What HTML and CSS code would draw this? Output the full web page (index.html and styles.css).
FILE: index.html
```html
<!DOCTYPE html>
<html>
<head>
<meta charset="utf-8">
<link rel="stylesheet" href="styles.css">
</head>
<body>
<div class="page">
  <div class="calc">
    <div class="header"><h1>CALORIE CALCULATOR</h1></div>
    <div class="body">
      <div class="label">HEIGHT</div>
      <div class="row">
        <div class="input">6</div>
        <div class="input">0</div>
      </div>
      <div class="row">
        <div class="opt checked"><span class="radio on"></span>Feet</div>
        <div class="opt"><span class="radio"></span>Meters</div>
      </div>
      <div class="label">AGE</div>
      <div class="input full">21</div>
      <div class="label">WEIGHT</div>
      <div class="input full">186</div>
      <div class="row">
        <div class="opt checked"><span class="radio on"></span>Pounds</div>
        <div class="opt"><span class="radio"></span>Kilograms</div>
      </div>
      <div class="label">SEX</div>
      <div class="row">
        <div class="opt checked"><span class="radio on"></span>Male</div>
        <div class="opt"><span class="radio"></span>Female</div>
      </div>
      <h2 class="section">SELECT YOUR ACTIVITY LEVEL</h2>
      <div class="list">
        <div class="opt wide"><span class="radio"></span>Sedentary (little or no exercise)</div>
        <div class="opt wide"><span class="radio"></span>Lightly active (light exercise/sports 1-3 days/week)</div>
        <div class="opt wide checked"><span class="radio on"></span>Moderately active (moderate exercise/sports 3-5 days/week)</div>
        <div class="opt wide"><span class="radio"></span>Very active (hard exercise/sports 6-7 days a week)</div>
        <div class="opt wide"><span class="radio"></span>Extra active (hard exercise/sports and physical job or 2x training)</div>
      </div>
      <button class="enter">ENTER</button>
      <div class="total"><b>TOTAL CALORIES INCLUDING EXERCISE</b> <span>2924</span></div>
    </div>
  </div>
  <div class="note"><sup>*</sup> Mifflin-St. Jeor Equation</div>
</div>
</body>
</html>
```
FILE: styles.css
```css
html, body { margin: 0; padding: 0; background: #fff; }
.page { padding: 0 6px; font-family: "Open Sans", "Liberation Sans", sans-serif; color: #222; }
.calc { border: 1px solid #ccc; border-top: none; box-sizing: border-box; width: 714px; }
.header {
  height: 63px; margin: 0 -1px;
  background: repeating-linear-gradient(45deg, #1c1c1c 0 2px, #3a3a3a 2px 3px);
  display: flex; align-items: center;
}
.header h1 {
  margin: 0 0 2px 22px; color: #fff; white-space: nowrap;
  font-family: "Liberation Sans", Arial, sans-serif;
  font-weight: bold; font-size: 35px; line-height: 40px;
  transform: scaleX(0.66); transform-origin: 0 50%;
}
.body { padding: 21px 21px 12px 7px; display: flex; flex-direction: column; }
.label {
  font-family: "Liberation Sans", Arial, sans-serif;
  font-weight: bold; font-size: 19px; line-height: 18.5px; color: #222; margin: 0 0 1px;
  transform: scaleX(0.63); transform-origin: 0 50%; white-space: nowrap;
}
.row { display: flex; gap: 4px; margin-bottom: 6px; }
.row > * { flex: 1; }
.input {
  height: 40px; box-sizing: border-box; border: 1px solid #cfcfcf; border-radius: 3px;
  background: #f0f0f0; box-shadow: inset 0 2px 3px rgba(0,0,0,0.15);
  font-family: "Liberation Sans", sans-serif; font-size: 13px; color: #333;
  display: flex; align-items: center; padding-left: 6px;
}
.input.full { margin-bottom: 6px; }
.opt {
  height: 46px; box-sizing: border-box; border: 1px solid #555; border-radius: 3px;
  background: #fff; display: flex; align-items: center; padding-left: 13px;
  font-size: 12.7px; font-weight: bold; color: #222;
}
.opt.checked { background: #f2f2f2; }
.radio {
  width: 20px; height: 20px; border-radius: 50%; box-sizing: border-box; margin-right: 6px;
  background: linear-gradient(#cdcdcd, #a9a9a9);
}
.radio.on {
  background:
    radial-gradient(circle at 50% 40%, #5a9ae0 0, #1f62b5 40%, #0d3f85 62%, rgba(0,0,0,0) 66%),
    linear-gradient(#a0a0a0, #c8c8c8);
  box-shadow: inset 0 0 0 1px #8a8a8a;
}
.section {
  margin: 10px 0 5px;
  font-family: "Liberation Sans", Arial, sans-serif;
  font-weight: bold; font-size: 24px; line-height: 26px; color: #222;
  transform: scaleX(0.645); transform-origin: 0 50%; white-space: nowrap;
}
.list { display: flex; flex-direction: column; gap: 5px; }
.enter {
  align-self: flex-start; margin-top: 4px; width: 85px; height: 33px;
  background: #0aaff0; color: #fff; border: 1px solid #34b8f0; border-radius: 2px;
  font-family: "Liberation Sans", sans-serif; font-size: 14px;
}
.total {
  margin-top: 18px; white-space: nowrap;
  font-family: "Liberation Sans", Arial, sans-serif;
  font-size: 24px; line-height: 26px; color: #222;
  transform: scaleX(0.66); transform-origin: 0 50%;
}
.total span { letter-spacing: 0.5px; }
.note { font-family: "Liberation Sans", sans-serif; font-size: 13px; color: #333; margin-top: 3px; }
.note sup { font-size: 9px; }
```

---

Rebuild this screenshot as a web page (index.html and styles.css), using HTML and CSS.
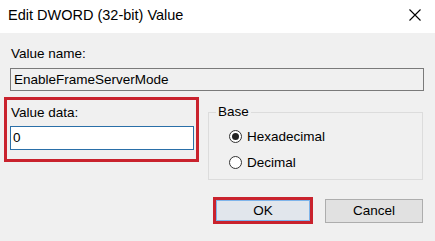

---

**WRITTEN INSTRUCTION:**
Among the records above, find each line holding the string "styles" and pull it out.

**COMPLETED EXERCISE:**
What HTML and CSS code would draw this? Output the full web page (index.html and styles.css).
<link rel="stylesheet" href="styles.css">
FILE: styles.css
Rebuild this screenshot as a web page (index.html and styles.css), using HTML and CSS.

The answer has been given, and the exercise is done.